Baretzki: Ich habe aus meiner Pistole nur einmal geschossen. Da war ich noch im Wachsturm und tat Dienst im Turm. Ich mußte auf einen Häftling schießehn, weil er in die Sperrzone vor dem elektrisch geladenen Draht gelaufen war, um Selbstmord zu begehen. Man mußte in solchen Fällen schießen. Mit einem Satz ist der Häftling im Zaun. Selbst wenn man ihn trifft, kommt der Häftling noch an den Draht. Wenn es einer trotzdem fertigbrachte, ihn vorher zu erschießen, bekam er sieben Tage Urlaub.

[...]

Viele Zeugen, die als Häftlinge in Birkenau waren, kennen Baretzki:

Gwozdzik: Wir hatten Angst vor Baretzki. Einmal ist Baretzki mit dem Arbeitsdienstführer des Frauenlagers in unseren Block – es war Block 5 – gekommen. Sie haben einen Juden dorthin geführt. Fünf Minuten später lag dieser Jude tot im Block, er hatte ein blutverschmiertes Gesicht. Die beiden SSler sind mit ihm in den leeren Block gegangen.
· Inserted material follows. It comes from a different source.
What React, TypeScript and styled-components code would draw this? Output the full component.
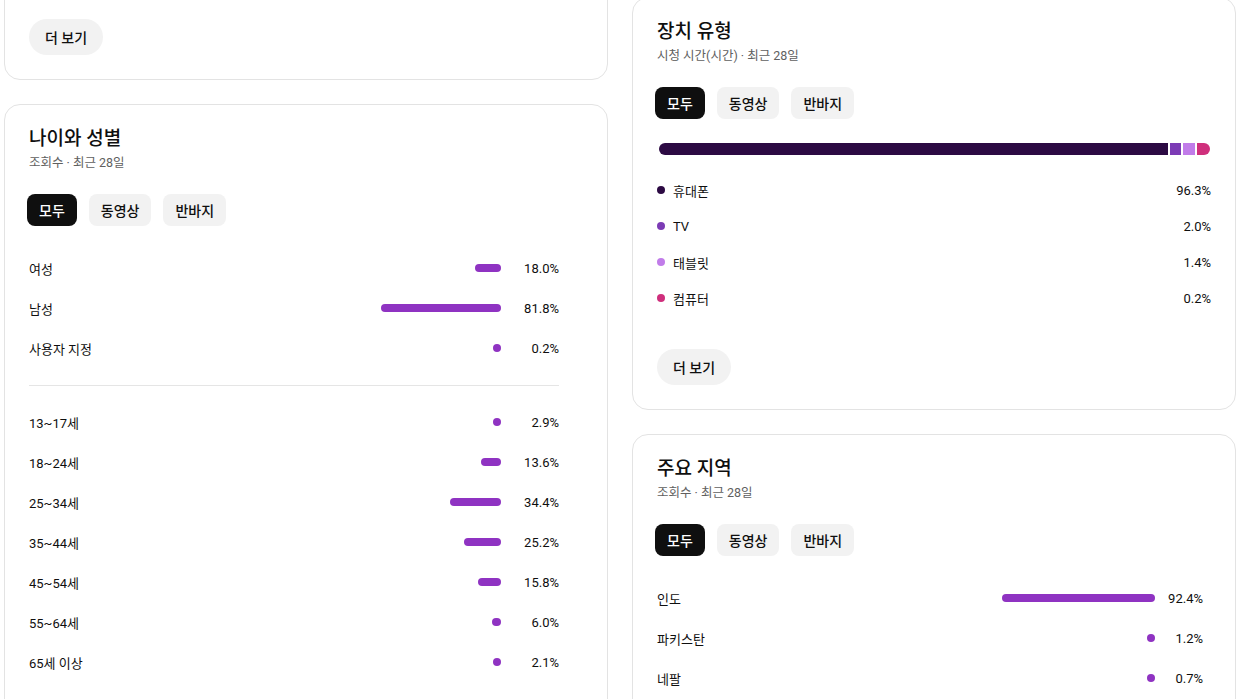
import React from "react"
import styled, { createGlobalStyle } from "styled-components"

const GlobalStyle = createGlobalStyle`
  html, body {
    margin: 0;
    padding: 0;
    background: #ffffff;
    font-family: Roboto, "Noto Sans CJK KR", "Noto Sans", sans-serif;
    color: #0f0f0f;
    overflow: hidden;
  }
`

const PURPLE = "#8f33c2"

const Page = styled.div`
  height: 699px;
  overflow: hidden;
  display: grid;
  grid-template-columns: 604px 604px;
  column-gap: 24px;
  padding-left: 4px;
  align-items: start;
`

const Column = styled.div<{ $offset: number }>`
  display: flex;
  flex-direction: column;
  gap: 24px;
  margin-top: ${p => p.$offset}px;
`

const Card = styled.section<{ $padTop?: number }>`
  background: #fff;
  border: 1px solid #e3e3e3;
  border-radius: 16px;
  padding: ${p => p.$padTop ?? 22}px 24px 24px;
  display: flex;
  flex-direction: column;
  align-items: flex-start;
`

const Title = styled.h2`
  margin: 0;
  font-size: 19px;
  line-height: 24px;
  font-weight: 500;
`

const Subtitle = styled.div`
  margin-top: 2px;
  font-size: 12.5px;
  line-height: 20px;
  color: #606060;
`

const Tabs = styled.div`
  display: flex;
  gap: 12px;
  margin: 21px 0 0 -2px;
`

const Tab = styled.button<{ $active?: boolean }>`
  border: none;
  height: 32px;
  padding: 0 12px;
  border-radius: 8px;
  font-family: inherit;
  font-size: 14px;
  font-weight: 500;
  background: ${p => (p.$active ? "#0f0f0f" : "#f2f2f2")};
  color: ${p => (p.$active ? "#ffffff" : "#0f0f0f")};
`

const MoreButton = styled.button<{ $top?: number }>`
  border: none;
  height: 36px;
  padding: 0 16px;
  margin-top: ${p => p.$top ?? 0}px;
  border-radius: 18px;
  background: #f2f2f2;
  font-family: inherit;
  font-size: 14px;
  font-weight: 500;
  color: #0f0f0f;
`

const List = styled.div<{ $width: number; $top?: number }>`
  width: ${p => p.$width}px;
  margin-top: ${p => p.$top ?? 0}px;
  display: flex;
  flex-direction: column;
`

const Row = styled.div<{ $height: number }>`
  height: ${p => p.$height}px;
  display: flex;
  align-items: center;
  font-size: 13px;
`

const Label = styled.span`
  flex: 1;
`

const Track = styled.div<{ $width: number }>`
  width: ${p => p.$width}px;
  display: flex;
  justify-content: flex-end;
`

const Bar = styled.div`
  height: 8px;
  min-width: 8px;
  border-radius: 4px;
  background: ${PURPLE};
`

const Pct = styled.span<{ $width: number }>`
  width: ${p => p.$width}px;
  text-align: right;
  font-size: 13px;
`

const Divider = styled.hr<{ $width: number }>`
  width: ${p => p.$width}px;
  border: none;
  border-top: 1px solid #e5e5e5;
  margin: 17px 0 16px;
`

const Stack = styled.div`
  align-self: stretch;
  height: 12px;
  margin: 24px 1px 0 2px;
  display: flex;
  gap: 2px;
  border-radius: 6px;
  overflow: hidden;
`

const Segment = styled.div<{ $color: string }>`
  height: 100%;
  background: ${p => p.$color};
`

const Dot = styled.span<{ $color: string }>`
  width: 8px;
  height: 8px;
  border-radius: 50%;
  background: ${p => p.$color};
  margin: 0 8px 0 0;
`

const Value = styled.span`
  margin-left: auto;
  font-size: 13px;
`

type Item = { label: string; value: number }

const gender: Item[] = [
  { label: "여성", value: 18.0 },
  { label: "남성", value: 81.8 },
  { label: "사용자 지정", value: 0.2 },
]

const ages: Item[] = [
  { label: "13~17세", value: 2.9 },
  { label: "18~24세", value: 13.6 },
  { label: "25~34세", value: 34.4 },
  { label: "35~44세", value: 25.2 },
  { label: "45~54세", value: 15.8 },
  { label: "55~64세", value: 6.0 },
  { label: "65세 이상", value: 2.1 },
]

const regions: Item[] = [
  { label: "인도", value: 92.4 },
  { label: "파키스탄", value: 1.2 },
  { label: "네팔", value: 0.7 },
]

const devices = [
  { label: "휴대폰", value: "96.3%", color: "#2c0a43", width: 507 },
  { label: "TV", value: "2.0%", color: "#7c3bb5", width: 11 },
  { label: "태블릿", value: "1.4%", color: "#c17ce9", width: 12 },
  { label: "컴퓨터", value: "0.2%", color: "#cf2f7c", width: 13 },
]

const FilterTabs = () => (
  <Tabs>
    <Tab $active>모두</Tab>
    <Tab>동영상</Tab>
    <Tab>반바지</Tab>
  </Tabs>
)

const BarRows: React.FC<{ items: Item[]; track: number; pct: number }> = ({ items, track, pct }) => (
  <>
    {items.map(it => (
      <Row key={it.label} $height={40}>
        <Label>{it.label}</Label>
        <Track $width={track}>
          <Bar style={{ width: (it.value / 100) * track }} />
        </Track>
        <Pct $width={pct}>{it.value.toFixed(1)}%</Pct>
      </Row>
    ))}
  </>
)

export default function App() {
  return (
    <>
      <GlobalStyle />
      <Page>
        <Column $offset={-120}>
          <Card $padTop={138}>
            <MoreButton>더 보기</MoreButton>
          </Card>
          <Card>
            <Title>나이와 성별</Title>
            <Subtitle>조회수 · 최근 28일</Subtitle>
            <FilterTabs />
            <List $width={530} $top={22}>
              <BarRows items={gender} track={147} pct={58} />
              <Divider $width={530} />
              <BarRows items={ages} track={147} pct={58} />
              <Divider $width={530} />
            </List>
          </Card>
        </Column>
        <Column $offset={-3}>
          <Card>
            <Title>장치 유형</Title>
            <Subtitle>시청 시간(시간) · 최근 28일</Subtitle>
            <FilterTabs />
            <Stack>
              {devices.map(d => (
                <Segment key={d.label} $color={d.color} style={d.label === "휴대폰" ? { flex: 1 } : { width: d.width }} />
              ))}
            </Stack>
            <List $width={554} $top={17}>
              {devices.map(d => (
                <Row key={d.label} $height={36}>
                  <Dot $color={d.color} />
                  <span>{d.label}</span>
                  <Value>{d.value}</Value>
                </Row>
              ))}
            </List>
            <MoreButton $top={33}>더 보기</MoreButton>
          </Card>
          <Card>
            <Title>주요 지역</Title>
            <Subtitle>조회수 · 최근 28일</Subtitle>
            <FilterTabs />
            <List $width={546} $top={22}>
              <BarRows items={regions} track={166} pct={48} />
            </List>
          </Card>
        </Column>
      </Page>
    </>
  )
}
Vorsitzender: Wissen Sie, ob Baretzki und nicht der Arbeitsdienstführer den Häftling getötet hat?

Gwozdzik: Einer von beiden muß ihn getötet haben oder beide gemeinsam.

Staatsanwalt Vogel: Bei Ihrer seinerzeitigen Vernehmung sagten Sie, daß nur Baretzki als Täter in Frage kam.

Gwozdzik: Ich weiß nur, daß sie zu zweit waren.

Vogel: Wie war das Verhalten Baretzkis sonst?

Gwozdzik: Er hat die Arbeitskommandos am Tor gefilzt und dabei geschlagen. Es verging kein Tag, an dem Baretzki nicht geschlagen hat.

Baretzki: Ich habe nie einen Menschen in Birkenau totgeschlagen. Ich bin erst am 24. Juli oder im August 1943 Blockführer geworden.

Ein polnischer Zeuge erinnert sich an einen ähnlichen Vorfall:

Szpalerski: Ich kenne den Blockführer Baretzki. Wir hielten ihn für einen Volksdeutschen aus Lodz. Sein Name war im ganzen Lager bekannt. Am besten habe ich Baretzki kennengelernt, als er mir 25 gab. Das war im Sommer 1943. Er hat mich mit dem Stock während der Arbeit geschlagen und auch diese Strafe selbst angeordnet.

Einmal beim Appell kam er zu unserem Block und wurde auf ein paar Griechen aufmerksam gemacht, die nicht ordentlich in der Reihe standen. Bei ihm war ein junger SS-Mann, der eine Brille trug. Beide Griechen wurden in den Block gejagt, in den auch die SSler gingen. Von der Baracke hörten wir dann furchtbares Schreien. Nach dem Appell haben wir beide tot gefunden.

Vorsitzender: War außer Baretzki noch jemand in der Baracke?

Szpalerski: Ja, wie waren zu zweit. Beide SS-Leute sind hineingegangen.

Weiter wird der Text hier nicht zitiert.